## PROVIDED DATA

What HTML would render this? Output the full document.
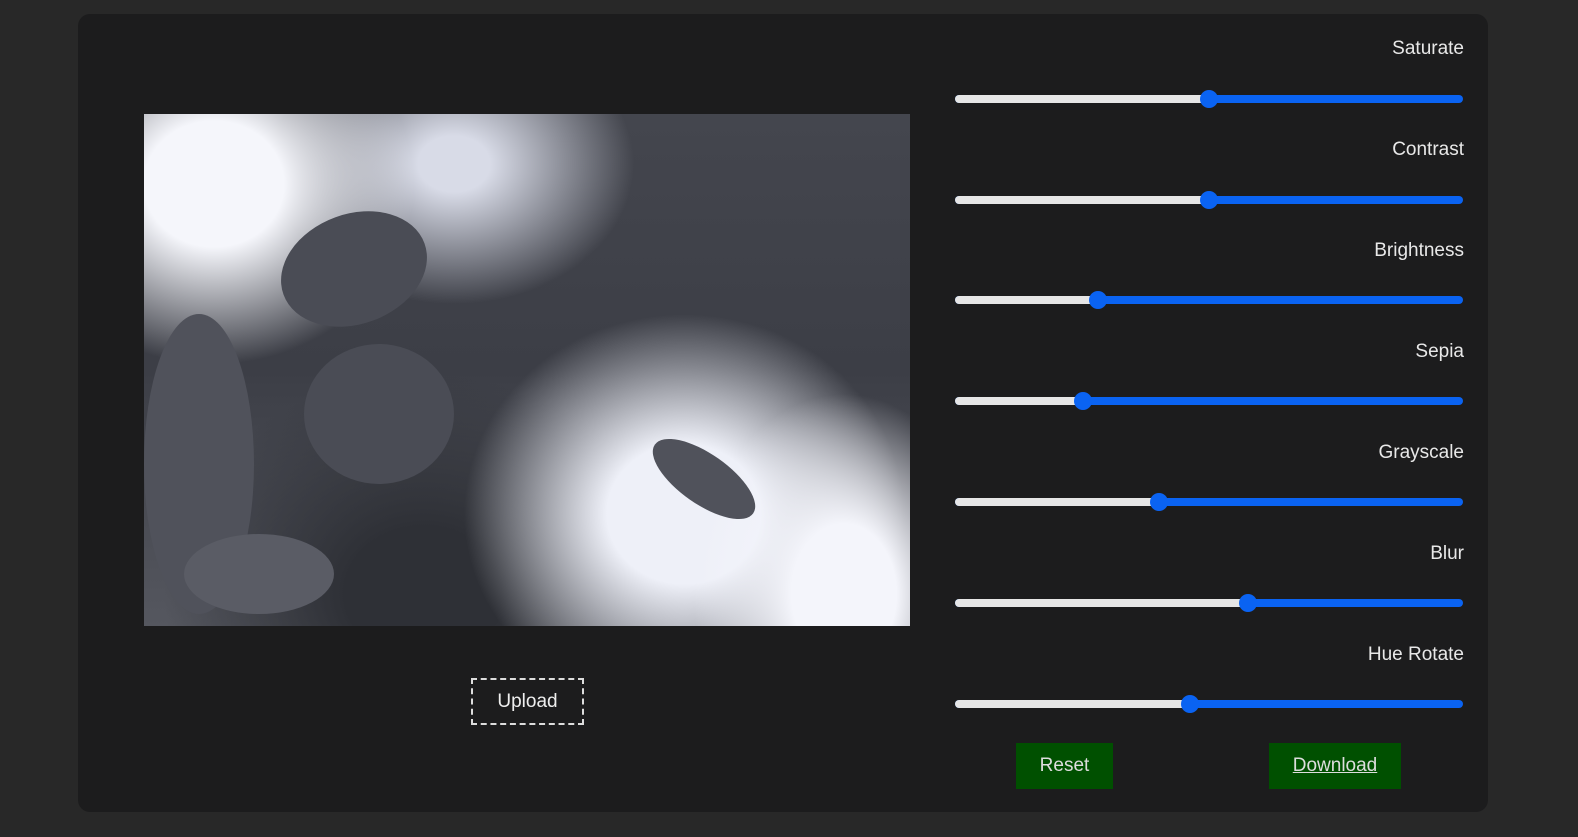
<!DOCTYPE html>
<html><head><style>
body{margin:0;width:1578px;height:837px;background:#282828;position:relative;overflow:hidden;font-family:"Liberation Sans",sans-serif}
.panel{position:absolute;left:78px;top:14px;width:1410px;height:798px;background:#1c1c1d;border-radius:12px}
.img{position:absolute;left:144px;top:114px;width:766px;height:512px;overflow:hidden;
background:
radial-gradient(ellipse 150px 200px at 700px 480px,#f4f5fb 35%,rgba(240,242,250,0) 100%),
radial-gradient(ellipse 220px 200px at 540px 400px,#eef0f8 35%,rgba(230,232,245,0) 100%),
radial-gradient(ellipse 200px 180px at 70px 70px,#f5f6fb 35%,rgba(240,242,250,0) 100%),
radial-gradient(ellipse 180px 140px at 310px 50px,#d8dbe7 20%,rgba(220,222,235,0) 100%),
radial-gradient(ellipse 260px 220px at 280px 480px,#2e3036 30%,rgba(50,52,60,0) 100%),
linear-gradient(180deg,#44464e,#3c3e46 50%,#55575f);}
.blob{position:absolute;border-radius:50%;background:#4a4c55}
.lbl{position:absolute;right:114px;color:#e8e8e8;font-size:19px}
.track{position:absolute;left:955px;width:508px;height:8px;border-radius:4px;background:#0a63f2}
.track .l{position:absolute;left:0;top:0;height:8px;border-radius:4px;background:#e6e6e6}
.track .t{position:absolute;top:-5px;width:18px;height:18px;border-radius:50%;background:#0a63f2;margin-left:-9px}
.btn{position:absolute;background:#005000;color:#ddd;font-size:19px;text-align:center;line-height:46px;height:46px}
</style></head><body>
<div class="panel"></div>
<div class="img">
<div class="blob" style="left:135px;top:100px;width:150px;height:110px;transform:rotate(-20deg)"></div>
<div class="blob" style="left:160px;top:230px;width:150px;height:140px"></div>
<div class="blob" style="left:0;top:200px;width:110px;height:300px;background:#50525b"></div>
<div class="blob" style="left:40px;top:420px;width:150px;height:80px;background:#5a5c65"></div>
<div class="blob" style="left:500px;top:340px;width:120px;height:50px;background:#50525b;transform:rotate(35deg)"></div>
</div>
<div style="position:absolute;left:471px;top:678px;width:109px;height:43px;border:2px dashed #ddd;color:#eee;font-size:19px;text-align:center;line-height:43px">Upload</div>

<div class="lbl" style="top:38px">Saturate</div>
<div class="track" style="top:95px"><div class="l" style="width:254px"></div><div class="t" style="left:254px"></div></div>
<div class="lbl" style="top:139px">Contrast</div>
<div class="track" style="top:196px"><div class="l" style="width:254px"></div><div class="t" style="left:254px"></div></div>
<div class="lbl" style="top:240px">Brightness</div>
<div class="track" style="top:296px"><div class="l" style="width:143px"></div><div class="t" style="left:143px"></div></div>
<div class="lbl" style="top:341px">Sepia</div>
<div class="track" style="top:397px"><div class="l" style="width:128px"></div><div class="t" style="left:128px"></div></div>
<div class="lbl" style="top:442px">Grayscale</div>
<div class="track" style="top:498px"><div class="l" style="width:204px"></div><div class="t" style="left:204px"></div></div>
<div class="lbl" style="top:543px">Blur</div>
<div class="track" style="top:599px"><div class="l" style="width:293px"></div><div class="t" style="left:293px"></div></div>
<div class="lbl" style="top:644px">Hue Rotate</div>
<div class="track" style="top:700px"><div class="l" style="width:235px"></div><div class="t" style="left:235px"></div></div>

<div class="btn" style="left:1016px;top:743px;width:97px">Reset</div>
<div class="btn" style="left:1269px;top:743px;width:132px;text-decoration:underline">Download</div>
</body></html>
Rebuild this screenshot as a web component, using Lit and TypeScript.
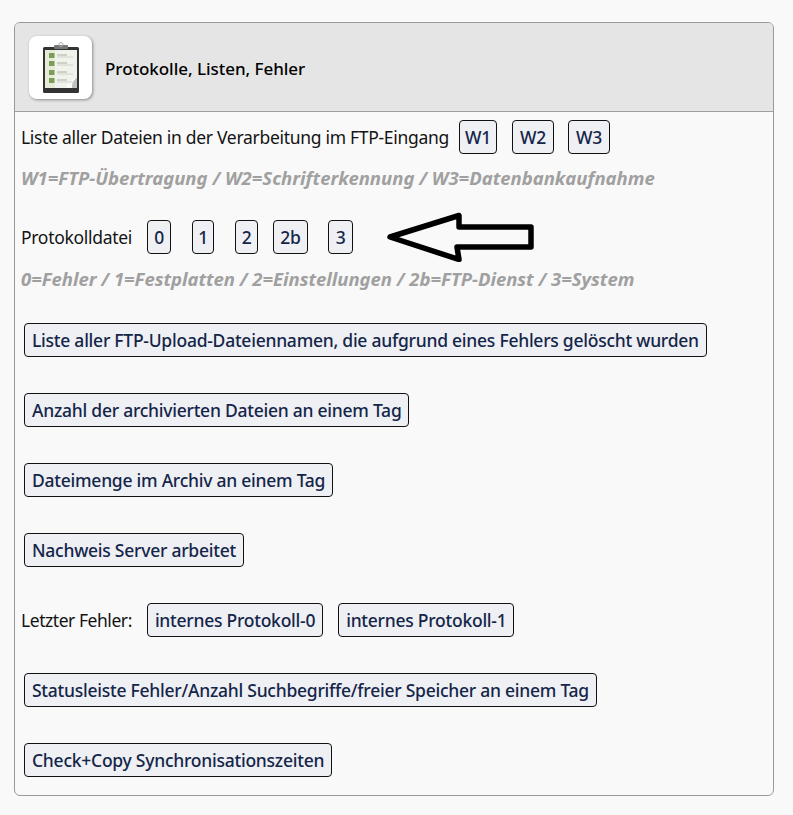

## WRITTEN EXERCISE
Reproduce the material in its entirety and word for word, without the pictures.

## TASK RESPONSE
What HTML would render this? Output the full document.
<!DOCTYPE html>
<html><head><style>
body{margin:0;width:1578px;height:837px;background:#282828;position:relative;overflow:hidden;font-family:"Liberation Sans",sans-serif}
.panel{position:absolute;left:78px;top:14px;width:1410px;height:798px;background:#1c1c1d;border-radius:12px}
.img{position:absolute;left:144px;top:114px;width:766px;height:512px;overflow:hidden;
background:
radial-gradient(ellipse 150px 200px at 700px 480px,#f4f5fb 35%,rgba(240,242,250,0) 100%),
radial-gradient(ellipse 220px 200px at 540px 400px,#eef0f8 35%,rgba(230,232,245,0) 100%),
radial-gradient(ellipse 200px 180px at 70px 70px,#f5f6fb 35%,rgba(240,242,250,0) 100%),
radial-gradient(ellipse 180px 140px at 310px 50px,#d8dbe7 20%,rgba(220,222,235,0) 100%),
radial-gradient(ellipse 260px 220px at 280px 480px,#2e3036 30%,rgba(50,52,60,0) 100%),
linear-gradient(180deg,#44464e,#3c3e46 50%,#55575f);}
.blob{position:absolute;border-radius:50%;background:#4a4c55}
.lbl{position:absolute;right:114px;color:#e8e8e8;font-size:19px}
.track{position:absolute;left:955px;width:508px;height:8px;border-radius:4px;background:#0a63f2}
.track .l{position:absolute;left:0;top:0;height:8px;border-radius:4px;background:#e6e6e6}
.track .t{position:absolute;top:-5px;width:18px;height:18px;border-radius:50%;background:#0a63f2;margin-left:-9px}
.btn{position:absolute;background:#005000;color:#ddd;font-size:19px;text-align:center;line-height:46px;height:46px}
</style></head><body>
<div class="panel"></div>
<div class="img">
<div class="blob" style="left:135px;top:100px;width:150px;height:110px;transform:rotate(-20deg)"></div>
<div class="blob" style="left:160px;top:230px;width:150px;height:140px"></div>
<div class="blob" style="left:0;top:200px;width:110px;height:300px;background:#50525b"></div>
<div class="blob" style="left:40px;top:420px;width:150px;height:80px;background:#5a5c65"></div>
<div class="blob" style="left:500px;top:340px;width:120px;height:50px;background:#50525b;transform:rotate(35deg)"></div>
</div>
<div style="position:absolute;left:471px;top:678px;width:109px;height:43px;border:2px dashed #ddd;color:#eee;font-size:19px;text-align:center;line-height:43px">Upload</div>

<div class="lbl" style="top:38px">Saturate</div>
<div class="track" style="top:95px"><div class="l" style="width:254px"></div><div class="t" style="left:254px"></div></div>
<div class="lbl" style="top:139px">Contrast</div>
<div class="track" style="top:196px"><div class="l" style="width:254px"></div><div class="t" style="left:254px"></div></div>
<div class="lbl" style="top:240px">Brightness</div>
<div class="track" style="top:296px"><div class="l" style="width:143px"></div><div class="t" style="left:143px"></div></div>
<div class="lbl" style="top:341px">Sepia</div>
<div class="track" style="top:397px"><div class="l" style="width:128px"></div><div class="t" style="left:128px"></div></div>
<div class="lbl" style="top:442px">Grayscale</div>
<div class="track" style="top:498px"><div class="l" style="width:204px"></div><div class="t" style="left:204px"></div></div>
<div class="lbl" style="top:543px">Blur</div>
<div class="track" style="top:599px"><div class="l" style="width:293px"></div><div class="t" style="left:293px"></div></div>
<div class="lbl" style="top:644px">Hue Rotate</div>
<div class="track" style="top:700px"><div class="l" style="width:235px"></div><div class="t" style="left:235px"></div></div>

<div class="btn" style="left:1016px;top:743px;width:97px">Reset</div>
<div class="btn" style="left:1269px;top:743px;width:132px;text-decoration:underline">Download</div>
</body></html>
Rebuild this screenshot as a web component, using Lit and TypeScript.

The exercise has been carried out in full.